Fern Brady's triumphant Male Comedienne (24 Mar, 7.30pm) takes her story of a brunch-time snub into an examination of identity to Blackfriars Basement, then there's Scott Agnew's hedonistic and searingly honest I've Snapped My Banjo String, Let's Just Talk (10 Mar, 7.30pm) at the same venue. Agnew will also introduce a work-in-progress to The State Bar (25 Mar, 7.30pm).
New Shows and Works-in-progress
Notable new shows include Stewart Lee's Content Provider (16 Mar, 8pm) and Josie Long's Something Better (9 Mar, 8.30pm; 11 Mar, 7.30pm) at the Clyde Auditorium and The Stand respectively. Both were trialled as works-in-progress at the 2016 Fringe and were already promising-going-on-exceptional then. Now comes a chance to see the fully sculpted material.

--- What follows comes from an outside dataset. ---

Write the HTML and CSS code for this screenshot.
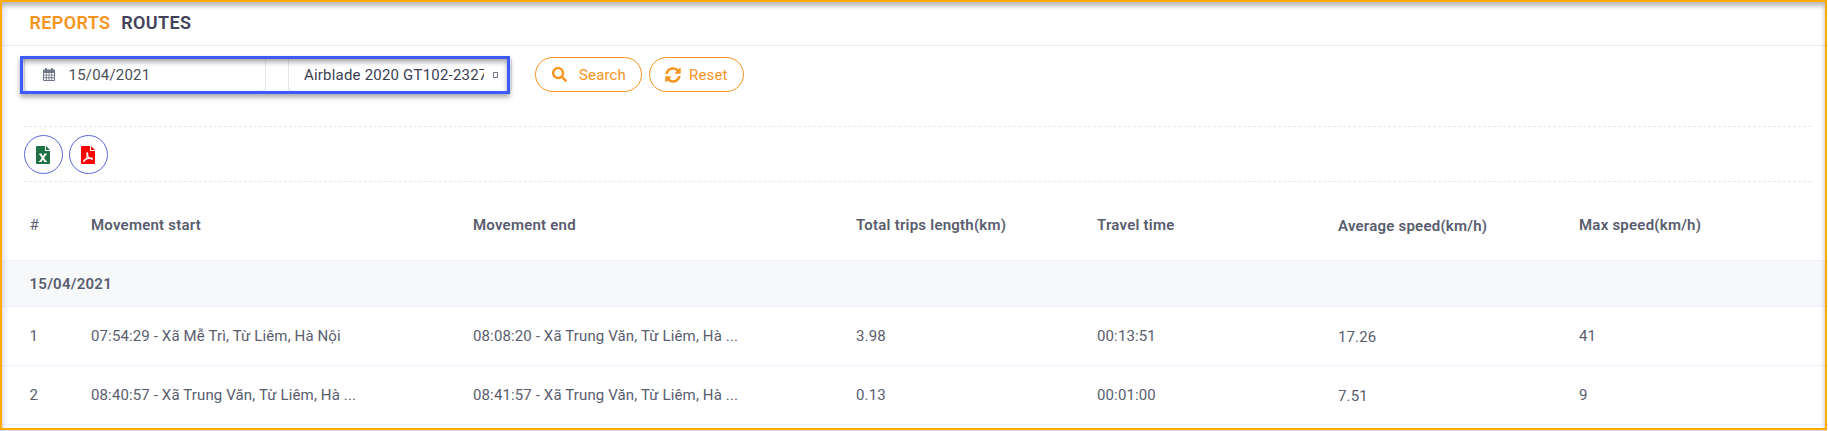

Then, debuting at Saint Luke's, is Like Father Like Son by Best Newcomer and local hero Scott Gibson (18 Mar, 8pm). A look at the influence of his father and late-grandfather will doubtless be a storytelling show about how far the acorn falls from the family tree. Others road testing fresh ideas include Bec Hill and Tiernan Douieb at The Hug and Pint (12 Mar, 7pm) and Imran Yusef at YesBar (19 Mar, 7.15pm).
Alternative and Local Heroes
It's quickly become impossible to imagine any comedy festival without Bob Slayer and his wonderful BlundaBus trundling into view and Eleanor Morton returns home on the top deck with Happy Birthday Kate Lewis (11 & 12 Mar, 6pm). Inside, McPhabbs will become a hub of anarchic comedy with CHUNKS putting on their festival-within-a-festival. The collective have recruited some intriguing new bedfellows of late, such as the lovely guys who make up the sketch trio Planet Caramel. Their Simpsons' inspired sketch is one of the most memorable comedy routines we've seen in the last twelve months.
Finally, there's a chance to see some of our favourite regular nights as Joe Heenan and Billy Kirkwood turn their attention to Highlander 2 (22 Mar, 7.30pm) and Reefer Madness (9 Mar, 7.30pm) in Watch Bad Movies with Great Comedians at the Tattoo Studio, and The Wee Man's Rap Battle Showdown on the final weekend ensures the festival send-off begins on a violently funny high (Hug & Pint, 25 Mar, 10pm).